:: DATASET CONTENT ::
========
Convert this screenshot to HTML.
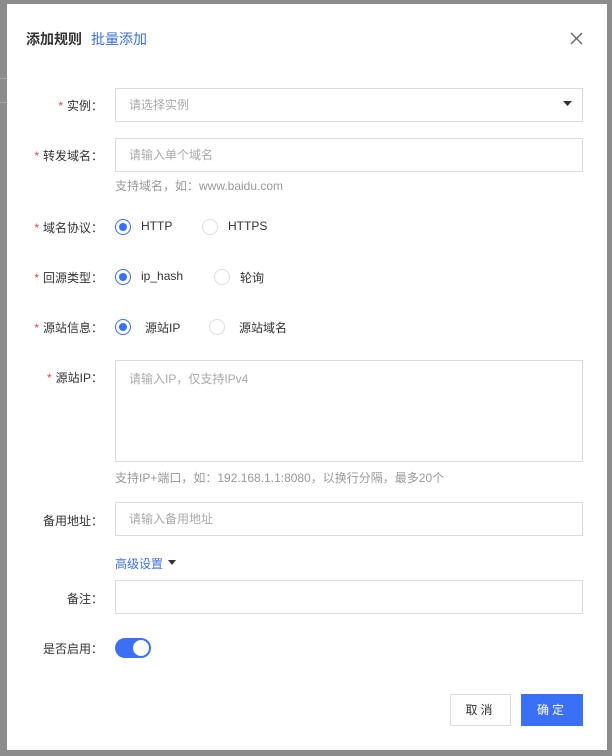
<!DOCTYPE html>
<html><head><meta charset="utf-8"><style>
*{box-sizing:border-box;margin:0;padding:0}
body{width:612px;height:756px;background:#8c8c8c;font-family:"Liberation Sans","Noto Sans CJK SC",sans-serif;font-size:12px;color:#333;position:relative;overflow:hidden}
.dlg{position:absolute;left:7px;top:4px;width:600px;height:746px;background:#fff}
.a{position:absolute}
.lbl{position:absolute;right:509px;text-align:right;white-space:nowrap;color:#333}
.lbl b{color:#e54545;font-weight:normal;margin-right:4px}
.inp{position:absolute;left:115px;width:468px;height:34px;border:1px solid #dcdcdc;color:#aaa;padding-left:13px;line-height:32px}
.hint{position:absolute;left:115px;color:#999}
.r{position:absolute;width:16px;height:16px;border-radius:50%;border:1px solid #ddd;background:#fff}
.r.on{border-color:#3a6ff7}
.r.on:after{content:"";position:absolute;left:3px;top:3px;width:8px;height:8px;border-radius:50%;background:#3a6ff7}
.t{position:absolute;color:#333}
</style></head><body>
<div class="a" style="left:0;top:78px;width:7px;height:1px;background:#aaa"></div>
<div class="a" style="left:0;top:102px;width:7px;height:1px;background:#aaa"></div>
<div class="dlg"></div>
<div class="a" style="left:26px;top:29px;font-size:14px;font-weight:bold;color:#333">添加规则</div>
<div class="a" style="left:91px;top:29px;font-size:14px;color:#3a6ff7">批量添加</div>
<svg class="a" style="left:570px;top:32px" width="13" height="13"><path d="M1 1L12 12M12 1L1 12" stroke="#666" stroke-width="1.4"/></svg>

<div class="lbl" style="top:97px"><b>*</b>实例：</div>
<div class="inp" style="top:88px">请选择实例</div>
<svg class="a" style="left:563px;top:101px" width="9" height="6"><path d="M0 0H9L4.5 5Z" fill="#333"/></svg>

<div class="lbl" style="top:147px"><b>*</b>转发域名：</div>
<div class="inp" style="top:138px">请输入单个域名</div>
<div class="hint" style="top:177px">支持域名，如：www.baidu.com</div>

<div class="lbl" style="top:219px"><b>*</b>域名协议：</div>
<div class="r on" style="left:115px;top:219px"></div><div class="t" style="left:141px;top:219px">HTTP</div>
<div class="r" style="left:202px;top:219px"></div><div class="t" style="left:228px;top:219px">HTTPS</div>

<div class="lbl" style="top:269px"><b>*</b>回源类型：</div>
<div class="r on" style="left:115px;top:269px"></div><div class="t" style="left:141px;top:269px">ip_hash</div>
<div class="r" style="left:214px;top:269px"></div><div class="t" style="left:240px;top:269px">轮询</div>

<div class="lbl" style="top:319px"><b>*</b>源站信息：</div>
<div class="r on" style="left:115px;top:319px"></div><div class="t" style="left:145px;top:319px">源站IP</div>
<div class="r" style="left:209px;top:319px"></div><div class="t" style="left:239px;top:319px">源站域名</div>

<div class="lbl" style="top:369px"><b>*</b>源站IP：</div>
<div class="inp" style="top:360px;height:102px;line-height:normal;padding-top:9px">请输入IP，仅支持IPv4</div>
<div class="hint" style="top:469px">支持IP+端口，如：192.168.1.1:8080，以换行分隔，最多20个</div>

<div class="lbl" style="top:512px">备用地址：</div>
<div class="inp" style="top:502px">请输入备用地址</div>

<div class="a" style="left:115px;top:555px;color:#3a6ff7">高级设置</div>
<svg class="a" style="left:168px;top:560px" width="8" height="5"><path d="M0 0H8L4 5Z" fill="#333"/></svg>

<div class="lbl" style="top:590px">备注：</div>
<div class="inp" style="top:580px"></div>

<div class="lbl" style="top:640px">是否启用：</div>
<div class="a" style="left:115px;top:638px;width:36px;height:20px;border-radius:10px;background:#3a6ff7"></div>
<div class="a" style="left:133px;top:640px;width:16px;height:16px;border-radius:50%;background:#fff"></div>

<div class="a" style="left:450px;top:694px;width:61px;height:32px;border:1px solid #dcdcdc;text-align:center;line-height:30px;letter-spacing:3px;color:#333">取消</div>
<div class="a" style="left:521px;top:694px;width:62px;height:32px;background:#3a6ff7;text-align:center;line-height:32px;letter-spacing:3px;color:#fff">确定</div>
</body></html>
========
Restate the entire listing word for word, excluding pictures.

Convert this screenshot to HTML.
<!DOCTYPE html>
<html><head><meta charset="utf-8"><style>
*{box-sizing:border-box;margin:0;padding:0}
body{width:612px;height:756px;background:#8c8c8c;font-family:"Liberation Sans","Noto Sans CJK SC",sans-serif;font-size:12px;color:#333;position:relative;overflow:hidden}
.dlg{position:absolute;left:7px;top:4px;width:600px;height:746px;background:#fff}
.a{position:absolute}
.lbl{position:absolute;right:509px;text-align:right;white-space:nowrap;color:#333}
.lbl b{color:#e54545;font-weight:normal;margin-right:4px}
.inp{position:absolute;left:115px;width:468px;height:34px;border:1px solid #dcdcdc;color:#aaa;padding-left:13px;line-height:32px}
.hint{position:absolute;left:115px;color:#999}
.r{position:absolute;width:16px;height:16px;border-radius:50%;border:1px solid #ddd;background:#fff}
.r.on{border-color:#3a6ff7}
.r.on:after{content:"";position:absolute;left:3px;top:3px;width:8px;height:8px;border-radius:50%;background:#3a6ff7}
.t{position:absolute;color:#333}
</style></head><body>
<div class="a" style="left:0;top:78px;width:7px;height:1px;background:#aaa"></div>
<div class="a" style="left:0;top:102px;width:7px;height:1px;background:#aaa"></div>
<div class="dlg"></div>
<div class="a" style="left:26px;top:29px;font-size:14px;font-weight:bold;color:#333">添加规则</div>
<div class="a" style="left:91px;top:29px;font-size:14px;color:#3a6ff7">批量添加</div>
<svg class="a" style="left:570px;top:32px" width="13" height="13"><path d="M1 1L12 12M12 1L1 12" stroke="#666" stroke-width="1.4"/></svg>

<div class="lbl" style="top:97px"><b>*</b>实例：</div>
<div class="inp" style="top:88px">请选择实例</div>
<svg class="a" style="left:563px;top:101px" width="9" height="6"><path d="M0 0H9L4.5 5Z" fill="#333"/></svg>

<div class="lbl" style="top:147px"><b>*</b>转发域名：</div>
<div class="inp" style="top:138px">请输入单个域名</div>
<div class="hint" style="top:177px">支持域名，如：www.baidu.com</div>

<div class="lbl" style="top:219px"><b>*</b>域名协议：</div>
<div class="r on" style="left:115px;top:219px"></div><div class="t" style="left:141px;top:219px">HTTP</div>
<div class="r" style="left:202px;top:219px"></div><div class="t" style="left:228px;top:219px">HTTPS</div>

<div class="lbl" style="top:269px"><b>*</b>回源类型：</div>
<div class="r on" style="left:115px;top:269px"></div><div class="t" style="left:141px;top:269px">ip_hash</div>
<div class="r" style="left:214px;top:269px"></div><div class="t" style="left:240px;top:269px">轮询</div>

<div class="lbl" style="top:319px"><b>*</b>源站信息：</div>
<div class="r on" style="left:115px;top:319px"></div><div class="t" style="left:145px;top:319px">源站IP</div>
<div class="r" style="left:209px;top:319px"></div><div class="t" style="left:239px;top:319px">源站域名</div>

<div class="lbl" style="top:369px"><b>*</b>源站IP：</div>
<div class="inp" style="top:360px;height:102px;line-height:normal;padding-top:9px">请输入IP，仅支持IPv4</div>
<div class="hint" style="top:469px">支持IP+端口，如：192.168.1.1:8080，以换行分隔，最多20个</div>

<div class="lbl" style="top:512px">备用地址：</div>
<div class="inp" style="top:502px">请输入备用地址</div>

<div class="a" style="left:115px;top:555px;color:#3a6ff7">高级设置</div>
<svg class="a" style="left:168px;top:560px" width="8" height="5"><path d="M0 0H8L4 5Z" fill="#333"/></svg>

<div class="lbl" style="top:590px">备注：</div>
<div class="inp" style="top:580px"></div>

<div class="lbl" style="top:640px">是否启用：</div>
<div class="a" style="left:115px;top:638px;width:36px;height:20px;border-radius:10px;background:#3a6ff7"></div>
<div class="a" style="left:133px;top:640px;width:16px;height:16px;border-radius:50%;background:#fff"></div>

<div class="a" style="left:450px;top:694px;width:61px;height:32px;border:1px solid #dcdcdc;text-align:center;line-height:30px;letter-spacing:3px;color:#333">取消</div>
<div class="a" style="left:521px;top:694px;width:62px;height:32px;background:#3a6ff7;text-align:center;line-height:32px;letter-spacing:3px;color:#fff">确定</div>
</body></html>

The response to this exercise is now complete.